The Waterville Street triple-decker cost approximately $275 per square foot to build, including land acquisition. The building, says Bass, “came in just under the appraised value.” The City of Portland values each unit at $371,000 for tax purposes. Natural gas-fired heat, hot water, and dryers typically cost them each about three hundred dollars a year.
“All the heating, cooking, and hot water,” says Lloyd, “costs me less than my cable bill.”
John Ryan credits “attention to details” rather than any alternative or innovative technologies for the building’s energy efficiency.
“You focus on the envelope,” Ryan says. “If you get the envelope right, other decisions are less important.”
The building is not super-insulated, but it is extremely tight. All joints and seams in the walls are taped and caulked to prevent drafts and heat loss. And each unit is equipped with its own Rinnai on-demand continuous hot water heater and a small Pensotti boiler that circulates hot water through radiant heating coils beneath the cement floors. The result is thermal control so constant that when Peter Bass’ boiler shut off last winter, he didn’t notice for two days.
Active, employed, and engaged, the residents of 29 Waterville Street are not yet thinking about such things as mutual aid in old age, one of the benefits of triple-deckers back in the days when they were often inhabited by extended families. Nor do they regard their living arrangement as a cohousing project, which might suggest more shared facilities, shared meals, and restrictions on the sale of properties.
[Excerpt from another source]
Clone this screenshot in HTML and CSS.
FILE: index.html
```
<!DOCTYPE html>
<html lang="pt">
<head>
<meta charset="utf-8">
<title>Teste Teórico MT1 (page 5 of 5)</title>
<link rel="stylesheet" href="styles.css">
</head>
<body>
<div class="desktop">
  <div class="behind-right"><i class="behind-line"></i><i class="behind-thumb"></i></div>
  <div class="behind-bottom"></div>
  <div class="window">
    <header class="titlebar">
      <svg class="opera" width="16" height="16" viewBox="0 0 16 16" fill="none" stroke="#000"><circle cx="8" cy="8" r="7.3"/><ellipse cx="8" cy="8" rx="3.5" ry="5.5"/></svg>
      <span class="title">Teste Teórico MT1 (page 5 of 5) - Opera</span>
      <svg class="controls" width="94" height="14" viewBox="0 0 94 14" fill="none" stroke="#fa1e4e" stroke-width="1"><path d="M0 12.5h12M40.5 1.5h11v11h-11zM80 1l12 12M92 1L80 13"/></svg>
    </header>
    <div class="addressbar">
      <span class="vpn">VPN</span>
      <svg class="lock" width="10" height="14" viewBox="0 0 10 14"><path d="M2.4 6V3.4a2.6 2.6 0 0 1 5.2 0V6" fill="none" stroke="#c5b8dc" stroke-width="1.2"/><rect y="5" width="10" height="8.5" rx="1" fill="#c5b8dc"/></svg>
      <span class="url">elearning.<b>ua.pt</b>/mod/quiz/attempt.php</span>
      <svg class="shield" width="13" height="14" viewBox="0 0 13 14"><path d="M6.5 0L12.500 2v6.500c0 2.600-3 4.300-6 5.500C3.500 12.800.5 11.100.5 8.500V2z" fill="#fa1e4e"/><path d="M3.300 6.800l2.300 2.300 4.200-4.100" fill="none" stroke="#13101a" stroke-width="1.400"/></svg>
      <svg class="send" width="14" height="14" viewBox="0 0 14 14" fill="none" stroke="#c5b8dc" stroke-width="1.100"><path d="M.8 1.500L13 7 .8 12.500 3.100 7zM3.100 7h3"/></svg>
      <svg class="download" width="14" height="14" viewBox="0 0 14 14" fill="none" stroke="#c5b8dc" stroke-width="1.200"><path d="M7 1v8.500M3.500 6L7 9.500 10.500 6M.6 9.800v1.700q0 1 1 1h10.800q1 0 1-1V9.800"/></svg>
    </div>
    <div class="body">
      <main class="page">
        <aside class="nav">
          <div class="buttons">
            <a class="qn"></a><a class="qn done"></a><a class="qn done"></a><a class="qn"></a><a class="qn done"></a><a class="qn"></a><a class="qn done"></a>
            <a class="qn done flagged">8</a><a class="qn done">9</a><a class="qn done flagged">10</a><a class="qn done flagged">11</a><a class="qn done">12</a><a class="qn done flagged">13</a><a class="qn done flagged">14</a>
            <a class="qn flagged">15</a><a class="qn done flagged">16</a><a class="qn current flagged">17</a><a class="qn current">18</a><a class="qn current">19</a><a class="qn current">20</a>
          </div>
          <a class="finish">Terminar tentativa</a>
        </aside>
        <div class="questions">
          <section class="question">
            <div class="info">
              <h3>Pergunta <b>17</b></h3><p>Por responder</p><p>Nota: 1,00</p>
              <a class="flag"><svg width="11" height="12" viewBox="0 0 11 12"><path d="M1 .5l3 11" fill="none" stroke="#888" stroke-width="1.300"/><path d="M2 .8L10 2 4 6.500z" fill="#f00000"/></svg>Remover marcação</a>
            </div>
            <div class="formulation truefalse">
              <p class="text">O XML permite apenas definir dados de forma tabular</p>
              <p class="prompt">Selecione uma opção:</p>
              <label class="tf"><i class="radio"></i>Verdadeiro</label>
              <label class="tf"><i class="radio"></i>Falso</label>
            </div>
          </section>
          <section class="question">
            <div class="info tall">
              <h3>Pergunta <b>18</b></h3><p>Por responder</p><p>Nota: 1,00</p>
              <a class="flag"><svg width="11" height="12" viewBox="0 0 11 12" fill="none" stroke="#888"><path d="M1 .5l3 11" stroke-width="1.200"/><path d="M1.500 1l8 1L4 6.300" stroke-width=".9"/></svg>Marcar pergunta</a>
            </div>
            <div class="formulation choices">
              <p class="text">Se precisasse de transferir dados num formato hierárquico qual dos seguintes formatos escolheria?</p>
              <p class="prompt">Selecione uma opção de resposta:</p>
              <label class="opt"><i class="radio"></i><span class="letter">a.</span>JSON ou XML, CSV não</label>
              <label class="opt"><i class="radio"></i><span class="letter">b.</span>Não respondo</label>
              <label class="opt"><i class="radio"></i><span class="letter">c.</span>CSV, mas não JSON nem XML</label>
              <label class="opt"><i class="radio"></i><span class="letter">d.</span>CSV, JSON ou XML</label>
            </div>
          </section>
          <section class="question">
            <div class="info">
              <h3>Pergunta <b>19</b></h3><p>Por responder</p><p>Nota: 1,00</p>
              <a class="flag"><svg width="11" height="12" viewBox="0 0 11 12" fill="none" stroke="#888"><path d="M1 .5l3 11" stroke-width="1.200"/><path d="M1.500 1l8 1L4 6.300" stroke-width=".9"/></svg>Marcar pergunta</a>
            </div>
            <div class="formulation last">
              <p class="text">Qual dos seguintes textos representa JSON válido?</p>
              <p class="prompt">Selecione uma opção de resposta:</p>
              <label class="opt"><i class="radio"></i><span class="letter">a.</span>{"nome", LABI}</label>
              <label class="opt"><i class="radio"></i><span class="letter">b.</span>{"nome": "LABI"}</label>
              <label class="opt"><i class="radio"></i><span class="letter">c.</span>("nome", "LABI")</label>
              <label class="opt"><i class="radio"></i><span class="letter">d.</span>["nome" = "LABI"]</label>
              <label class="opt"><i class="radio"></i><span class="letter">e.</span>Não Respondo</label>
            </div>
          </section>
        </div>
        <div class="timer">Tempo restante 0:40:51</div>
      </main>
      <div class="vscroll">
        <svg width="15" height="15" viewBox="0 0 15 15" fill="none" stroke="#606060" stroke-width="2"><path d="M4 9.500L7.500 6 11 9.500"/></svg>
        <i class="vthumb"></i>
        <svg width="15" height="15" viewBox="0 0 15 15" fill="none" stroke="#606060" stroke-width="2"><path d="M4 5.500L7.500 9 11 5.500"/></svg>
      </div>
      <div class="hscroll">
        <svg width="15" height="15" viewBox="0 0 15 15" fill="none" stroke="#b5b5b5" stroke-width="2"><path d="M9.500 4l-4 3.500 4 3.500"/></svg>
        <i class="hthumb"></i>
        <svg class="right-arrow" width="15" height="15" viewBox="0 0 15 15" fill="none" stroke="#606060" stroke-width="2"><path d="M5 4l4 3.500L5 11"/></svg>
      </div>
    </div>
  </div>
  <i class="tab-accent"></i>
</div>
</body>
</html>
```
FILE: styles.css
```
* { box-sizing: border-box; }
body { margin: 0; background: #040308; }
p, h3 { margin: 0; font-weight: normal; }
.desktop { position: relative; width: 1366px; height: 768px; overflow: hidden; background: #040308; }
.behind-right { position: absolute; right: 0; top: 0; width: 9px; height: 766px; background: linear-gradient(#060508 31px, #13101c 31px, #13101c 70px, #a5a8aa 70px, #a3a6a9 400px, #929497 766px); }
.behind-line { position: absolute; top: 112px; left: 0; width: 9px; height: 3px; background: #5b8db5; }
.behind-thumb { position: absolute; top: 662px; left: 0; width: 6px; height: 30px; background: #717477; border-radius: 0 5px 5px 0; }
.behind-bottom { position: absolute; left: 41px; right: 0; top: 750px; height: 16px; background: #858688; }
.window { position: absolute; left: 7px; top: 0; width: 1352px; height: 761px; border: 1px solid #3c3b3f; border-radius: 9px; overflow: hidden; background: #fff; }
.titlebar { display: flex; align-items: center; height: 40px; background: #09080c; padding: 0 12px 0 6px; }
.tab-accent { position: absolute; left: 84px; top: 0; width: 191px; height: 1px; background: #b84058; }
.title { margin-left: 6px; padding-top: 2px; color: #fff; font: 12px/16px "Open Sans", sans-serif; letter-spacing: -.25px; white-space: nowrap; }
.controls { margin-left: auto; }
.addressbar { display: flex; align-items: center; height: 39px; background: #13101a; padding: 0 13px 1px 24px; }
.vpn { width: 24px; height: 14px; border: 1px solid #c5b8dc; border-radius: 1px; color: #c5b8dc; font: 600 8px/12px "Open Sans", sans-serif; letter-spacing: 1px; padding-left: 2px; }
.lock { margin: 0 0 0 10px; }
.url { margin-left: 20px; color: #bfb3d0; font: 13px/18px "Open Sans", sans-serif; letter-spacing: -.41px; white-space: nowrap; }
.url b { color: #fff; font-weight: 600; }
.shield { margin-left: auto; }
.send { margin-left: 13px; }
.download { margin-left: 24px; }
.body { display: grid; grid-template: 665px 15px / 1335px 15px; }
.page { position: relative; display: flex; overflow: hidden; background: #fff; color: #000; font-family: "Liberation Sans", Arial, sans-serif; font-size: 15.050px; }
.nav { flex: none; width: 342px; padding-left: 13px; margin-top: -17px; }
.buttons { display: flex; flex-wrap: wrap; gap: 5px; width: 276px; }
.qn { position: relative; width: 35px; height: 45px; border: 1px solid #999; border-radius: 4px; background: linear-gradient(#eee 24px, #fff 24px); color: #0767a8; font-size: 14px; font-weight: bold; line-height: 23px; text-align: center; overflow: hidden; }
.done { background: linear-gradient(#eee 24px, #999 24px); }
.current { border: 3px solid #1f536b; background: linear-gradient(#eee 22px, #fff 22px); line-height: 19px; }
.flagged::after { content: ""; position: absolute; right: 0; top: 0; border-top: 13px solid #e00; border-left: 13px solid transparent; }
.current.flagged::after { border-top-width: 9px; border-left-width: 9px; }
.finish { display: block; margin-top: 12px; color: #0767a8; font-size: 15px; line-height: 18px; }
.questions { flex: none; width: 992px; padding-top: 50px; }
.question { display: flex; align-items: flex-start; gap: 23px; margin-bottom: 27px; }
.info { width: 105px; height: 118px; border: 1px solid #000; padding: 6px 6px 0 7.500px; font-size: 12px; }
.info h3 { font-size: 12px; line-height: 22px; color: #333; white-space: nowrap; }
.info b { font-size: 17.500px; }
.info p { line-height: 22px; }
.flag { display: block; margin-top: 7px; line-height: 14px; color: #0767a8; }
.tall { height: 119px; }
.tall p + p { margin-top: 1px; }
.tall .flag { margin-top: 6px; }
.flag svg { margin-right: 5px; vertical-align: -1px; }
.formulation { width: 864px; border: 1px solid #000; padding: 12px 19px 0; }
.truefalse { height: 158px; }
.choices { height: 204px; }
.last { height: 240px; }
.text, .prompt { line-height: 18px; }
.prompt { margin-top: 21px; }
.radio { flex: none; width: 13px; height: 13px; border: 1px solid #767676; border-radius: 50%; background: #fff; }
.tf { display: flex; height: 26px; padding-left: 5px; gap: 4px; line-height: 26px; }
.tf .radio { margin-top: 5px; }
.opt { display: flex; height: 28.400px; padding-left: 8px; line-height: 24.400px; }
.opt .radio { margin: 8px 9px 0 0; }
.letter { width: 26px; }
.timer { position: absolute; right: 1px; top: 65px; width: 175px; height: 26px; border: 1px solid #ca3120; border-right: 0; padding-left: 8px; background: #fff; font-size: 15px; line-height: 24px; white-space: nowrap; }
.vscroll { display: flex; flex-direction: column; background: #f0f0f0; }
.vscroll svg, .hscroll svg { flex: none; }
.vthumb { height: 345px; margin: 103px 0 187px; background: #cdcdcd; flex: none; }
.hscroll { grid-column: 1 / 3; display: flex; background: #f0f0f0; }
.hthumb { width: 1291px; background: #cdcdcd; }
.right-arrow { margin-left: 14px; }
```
“We’re all pretty independent,” agrees Lloyd. “Everyone has their own separate lives, but we do support one another, like keeping an eye on things when people are away and walking the dog when they can’t get home.”
“I personally didn’t realize we were getting into an unintentional community until half way through the process,” adds Bass.
“We still like each other,” explains Lisberger. “That’s because no one has a big ego and everyone has a good sense of humor.”